Blue Rose – “My Impersonal Life”

It’s become a cliché, I suppose, to call the Doobie Brothers’ “China Grove” one of the great road trip songs of all time. But it’s still true. If I’m not driving when the song pops up on the player, I wish I were. And if I’m out running errands and the record – which went to No. 15 during the autumn of 1973 – comes on the radio, I generally keep moving until it’s over, even if I have to drive around the block an extra time. I should note that sometime during one of our visits to Texas, the Texas Gal and I will likely go to the little town of China Grove just east of San Antonio with the CD player blaring as we cross the town line. Not like that hasn’t been done a million times since 1973, but I’ve never done it.

The dreamy and mystical soundscape of John Lennon’s “#9 Dream” still captures me, more than thirty-five years after its release. I’m not sure what it all means, but it doesn’t really matter. Evidently Lennon wasn’t sure what it all meant, either: Wikipedia says that, according to May Pang, Lennon’s companion at the time, “the phrase repeated in the chorus, ‘Ah! böwakawa poussé, poussé’, came to Lennon in a dream and has no specific meaning. Lennon then wrote and arranged the song around his dream”. Pang, by the way, provides the whispered female vocals on the record, which went to No. 9 in early 1975.

I don’t know a lot of the work of Alan Parsons, either solo or as the leader of the Alan Parsons Project, which is just another example of the world containing too much music to know.
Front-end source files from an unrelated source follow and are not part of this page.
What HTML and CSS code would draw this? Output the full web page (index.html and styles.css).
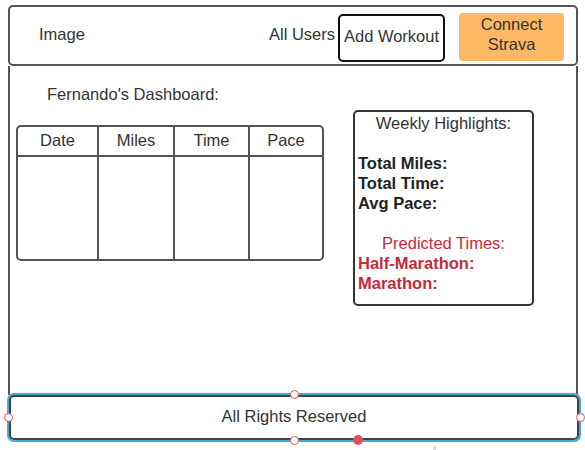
FILE: index.html
```html
<!DOCTYPE html>
<html>
<head>
<meta charset="utf-8">
<link rel="stylesheet" href="styles.css">
</head>
<body>
<div class="page">
  <header class="header">
    <div class="logo">Image</div>
    <nav class="nav">
      <span class="nav-link">All Users</span>
      <span class="btn-outline">Add Workout</span>
      <span class="btn-strava">Connect<br>Strava</span>
    </nav>
  </header>
  <main class="main">
    <div class="left">
      <div class="title">Fernando's Dashboard:</div>
      <div class="table">
        <div class="th">Date</div>
        <div class="th">Miles</div>
        <div class="th">Time</div>
        <div class="th last">Pace</div>
        <div class="td"></div>
        <div class="td"></div>
        <div class="td"></div>
        <div class="td last"></div>
      </div>
    </div>
    <div class="highlights">
      <div class="hl-title">Weekly Highlights:</div>
      <div class="blank"></div>
      <div class="stat">Total Miles:</div>
      <div class="stat">Total Time:</div>
      <div class="stat">Avg Pace:</div>
      <div class="blank"></div>
      <div class="pred-title">Predicted Times:</div>
      <div class="stat red">Half-Marathon:</div>
      <div class="stat red">Marathon:</div>
    </div>
  </main>
  <footer class="footer">
    All Rights Reserved
    <span class="handle h-top"></span>
    <span class="handle h-left"></span>
    <span class="handle h-right"></span>
    <span class="handle h-bottom"></span>
    <span class="dot"></span>
  </footer>
  <span class="tick"></span>
</div>
</body>
</html>
```
FILE: styles.css
```css
* { box-sizing: border-box; }
html, body { margin: 0; padding: 0; background: #fff; }
body {
  font-family: "Liberation Sans", Arial, sans-serif;
  font-size: 16.5px;
  color: #333;
}
.page {
  width: 585px;
  height: 450px;
  padding: 5px 0 0 8px;
  position: relative;
}
.header {
  width: 570px;
  height: 61px;
  border: 2px solid #555;
  border-radius: 5px;
  display: flex;
  align-items: center;
  justify-content: space-between;
}
.logo {
  margin-left: 29px;
  margin-top: -2px;
}
.nav {
  display: flex;
  align-items: center;
  margin-right: 12px;
}
.nav-link {
  margin-top: -3px;
  margin-right: 3px;
}
.btn-outline {
  width: 107px;
  height: 48px;
  border: 2px solid #111;
  border-radius: 5px;
  display: flex;
  align-items: center;
  justify-content: center;
  padding-bottom: 3px;
  margin-top: 4px;
}
.btn-strava {
  width: 105px;
  height: 48px;
  margin-left: 14px;
  background: #ffb866;
  border-radius: 4px;
  text-align: center;
  line-height: 20px;
  padding-top: 1px;
  margin-top: 3px;
}
.main {
  width: 570px;
  height: 329px;
  border-left: 2px solid #555;
  border-right: 2px solid #555;
  display: flex;
  align-items: flex-start;
}
.left {
  display: flex;
  flex-direction: column;
}
.title {
  margin-top: 19px;
  margin-left: 37px;
  line-height: 18px;
}
.table {
  margin-top: 22px;
  margin-left: 6px;
  width: 308px;
  height: 136px;
  border: 2px solid #555;
  border-radius: 5px;
  display: grid;
  grid-template-columns: 81px 76px 75px 1fr;
  grid-template-rows: 30px 1fr;
}
.th {
  border-right: 2px solid #555;
  border-bottom: 2px solid #555;
  text-align: center;
  line-height: 26px;
}
.td {
  border-right: 2px solid #555;
}
.last { border-right: none; }
.highlights {
  margin-top: 44px;
  margin-left: 29px;
  width: 181px;
  height: 196px;
  border: 2px solid #333;
  border-radius: 5px;
  padding: 1px 0 0 3px;
  line-height: 20px;
}
.hl-title {
  text-align: center;
  padding-right: 3px;
}
.blank { height: 20px; }
.stat {
  font-weight: bold;
  color: #222;
}
.pred-title {
  text-align: center;
  color: #c42b3a;
  padding-right: 3px;
}
.red { color: #c42b3a; }
.footer {
  width: 570px;
  height: 45px;
  border: 2px solid #444;
  border-radius: 5px;
  box-shadow: 0 0 0 2px #4aa8d8;
  display: flex;
  align-items: center;
  justify-content: center;
  padding-bottom: 2px;
  position: relative;
  margin-left: 1px;
}
.handle {
  position: absolute;
  width: 9px;
  height: 9px;
  border-radius: 50%;
  background: #fff;
  border: 1.5px solid #e0505f;
}
.h-top { top: -7px; left: 279px; }
.h-bottom { bottom: -7px; left: 279px; }
.h-left { left: -7px; top: 16px; }
.h-right { right: -8px; top: 16px; }
.dot {
  position: absolute;
  width: 10px;
  height: 10px;
  border-radius: 50%;
  background: #e0505f;
  bottom: -7px;
  left: 342px;
}
.tick {
  position: absolute;
  left: 433px;
  top: 446px;
  width: 3px;
  height: 4px;
  background: #ddd;
}
```
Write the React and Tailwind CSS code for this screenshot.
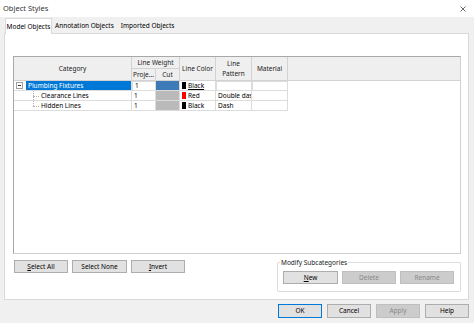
import React from "react";

function Btn({ children, className = "", disabled = false, primary = false }) {
  return (
    <div
      className={
        "flex items-center justify-center border " +
        (disabled
          ? "bg-[#cccccc] border-[#bfbfbf] text-[#8a8a8a] "
          : primary
          ? "bg-[#e1e1e1] border-[#0078d7] text-black "
          : "bg-[#e1e1e1] border-[#adadad] text-black ") +
        className
      }
    >
      {children}
    </div>
  );
}

function H({ children, className = "" }) {
  return (
    <div
      className={
        "bg-[#efefef] border-r border-b border-[#d2d2d2] flex items-center justify-center text-center leading-[8px] text-[#222] overflow-hidden " +
        className
      }
    >
      {children}
    </div>
  );
}

function C({ children, className = "" }) {
  return (
    <div
      className={
        "border-r border-b border-[#dcdcdc] flex items-center overflow-hidden whitespace-nowrap " +
        className
      }
    >
      {children}
    </div>
  );
}

function Swatch({ color }) {
  return <div className={"w-[4px] h-[7px] ml-[2px] mr-[2px] shrink-0 " + color} />;
}

export default function App() {
  return (
    <div className="w-[474px] h-[323px] overflow-hidden bg-[#f0f0f0] flex flex-col font-['Noto_Sans',sans-serif] text-[6.5px] text-black">
      {/* title bar */}
      <div className="h-[17px] bg-white flex items-center justify-between pl-[3px] pr-[8px] shrink-0">
        <span className="text-[7.5px] text-[#333]">Object Styles</span>
        <svg width="6" height="6" viewBox="0 0 6 6">
          <path d="M0.5 0.5 L5.5 5.5 M5.5 0.5 L0.5 5.5" stroke="#444" strokeWidth="0.8" />
        </svg>
      </div>

      {/* tabs */}
      <div className="h-[16px] flex items-end pl-[5px] shrink-0">
        <div className="h-[16px] w-[47px] bg-white border border-b-0 border-[#d9d9d9] flex items-center justify-center relative top-[1px]">
          Model Objects
        </div>
        <div className="h-[15px] px-[3px] flex items-center">Annotation Objects</div>
        <div className="h-[15px] px-[4px] flex items-center">Imported Objects</div>
      </div>

      {/* panel */}
      <div className="ml-[4px] w-[465px] h-[267px] bg-white border border-[#d9d9d9] pl-[8px] pt-[22px] shrink-0">
        <div className="w-[448px] h-[198px] border border-[#a8a8a8] border-r-[#d0d0d0] border-b-[#d0d0d0]">
          <div className="grid grid-cols-[118px_24px_24px_36px_36px_36px_1fr] grid-rows-[12px_12px_10px_10px_10px]">
            <H className="row-span-2">Category</H>
            <H className="col-span-2">Line Weight</H>
            <H className="row-span-2">Line Color</H>
            <H className="row-span-2 flex-col gap-[2px]">
              <span className="leading-[8px]">Line</span>
              <span className="leading-[8px]">Pattern</span>
            </H>
            <H className="row-span-2">Material</H>
            <H className="row-span-2 border-r-0" />
            <H className="justify-start pl-[1px]">Proje...</H>
            <H>Cut</H>

            {/* row 1 */}
            <C>
              <div className="w-[7px] h-[7px] ml-[2px] border border-[#a0a0a0] bg-white flex items-center justify-center shrink-0">
                <div className="w-[3px] h-[1px] bg-[#333]" />
              </div>
              <div className="ml-[3px] h-full flex-1 bg-[#0078d7] text-white flex items-center pl-[2px]">
                Plumbing Fixtures
              </div>
            </C>
            <C className="border border-[#5b9bd5] pl-[2px]">1</C>
            <C className="bg-[#3d7bb8]" />
            <C>
              <Swatch color="bg-black" />
              <span className="underline">Black</span>
            </C>
            <C className="border border-[#5b9bd5]" />
            <C className="border border-[#5b9bd5]" />
            <div />

            {/* row 2 */}
            <C className="relative">
              <div className="absolute left-[19px] top-0 h-full border-l border-dotted border-[#b0b0b0]" />
              <div className="absolute left-[19px] top-[5px] w-[6px] border-t border-dotted border-[#b0b0b0]" />
              <span className="pl-[27px]">Clearance Lines</span>
            </C>
            <C className="pl-[2px]">1</C>
            <C className="bg-[#bababa]" />
            <C>
              <Swatch color="bg-[#ff0000]" />
              <span>Red</span>
            </C>
            <C className="pl-[2px]">Double dash</C>
            <C />
            <div />

            {/* row 3 */}
            <C className="relative">
              <div className="absolute left-[19px] top-0 h-[5px] border-l border-dotted border-[#b0b0b0]" />
              <div className="absolute left-[19px] top-[5px] w-[6px] border-t border-dotted border-[#b0b0b0]" />
              <span className="pl-[27px]">Hidden Lines</span>
            </C>
            <C className="pl-[2px]">1</C>
            <C className="bg-[#bababa]" />
            <C>
              <Swatch color="bg-black" />
              <span>Black</span>
            </C>
            <C className="pl-[2px]">Dash</C>
            <C />
            <div />
          </div>
        </div>

        {/* lower controls */}
        <div className="w-[448px] flex justify-between items-start">
          <div className="flex gap-[4px] ml-[1px] mt-[6px]">
            <Btn className="w-[54px] h-[13px]">
              <span><span className="underline">S</span>elect All</span>
            </Btn>
            <Btn className="w-[55px] h-[13px]">Select None</Btn>
            <Btn className="w-[54px] h-[13px]">
              <span><span className="underline">I</span>nvert</span>
            </Btn>
          </div>
          <div className="mt-[8px] w-[184px] h-[30px] border border-[#dcdcdc] rounded-[2px] relative pl-[5px] pt-[8px]">
            <span className="absolute left-[2px] top-[-5px] bg-white px-[1px] text-[#222]">Modify Subcategories</span>
            <div className="flex gap-[4px]">
              <Btn className="w-[55px] h-[13px]">
                <span><span className="underline">N</span>ew</span>
              </Btn>
              <Btn disabled className="w-[54px] h-[13px]">Delete</Btn>
              <Btn disabled className="w-[54px] h-[13px]">Rename</Btn>
            </div>
          </div>
        </div>
      </div>

      {/* bottom bar */}
      <div className="flex-1 flex justify-end items-start pt-[4px] pr-[5px] gap-[5px]">
        <Btn primary className="w-[44px] h-[14px]">OK</Btn>
        <Btn className="w-[44px] h-[14px]">Cancel</Btn>
        <Btn disabled className="w-[44px] h-[14px]">Apply</Btn>
        <Btn className="w-[44px] h-[14px]">Help</Btn>
      </div>
    </div>
  );
}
But I recall getting lost in “Time” when it came out of the radio speakers during the summer of 1981 on its way to No. 15. It’s a record that’s perhaps pretty and sentimental to excess – and I perhaps have a weakness for things pretty and sentimental – but it seemed at the time so much better than the music that surrounded it on the radio. (The records that bracketed “Time” when it peaked at No. 15 in July 1981 were “Endless Love” by Diana Ross and Lionel Richie and “Touch Me When We’re Dancing” by the Carpenters.) And I still like it almost thirty years later.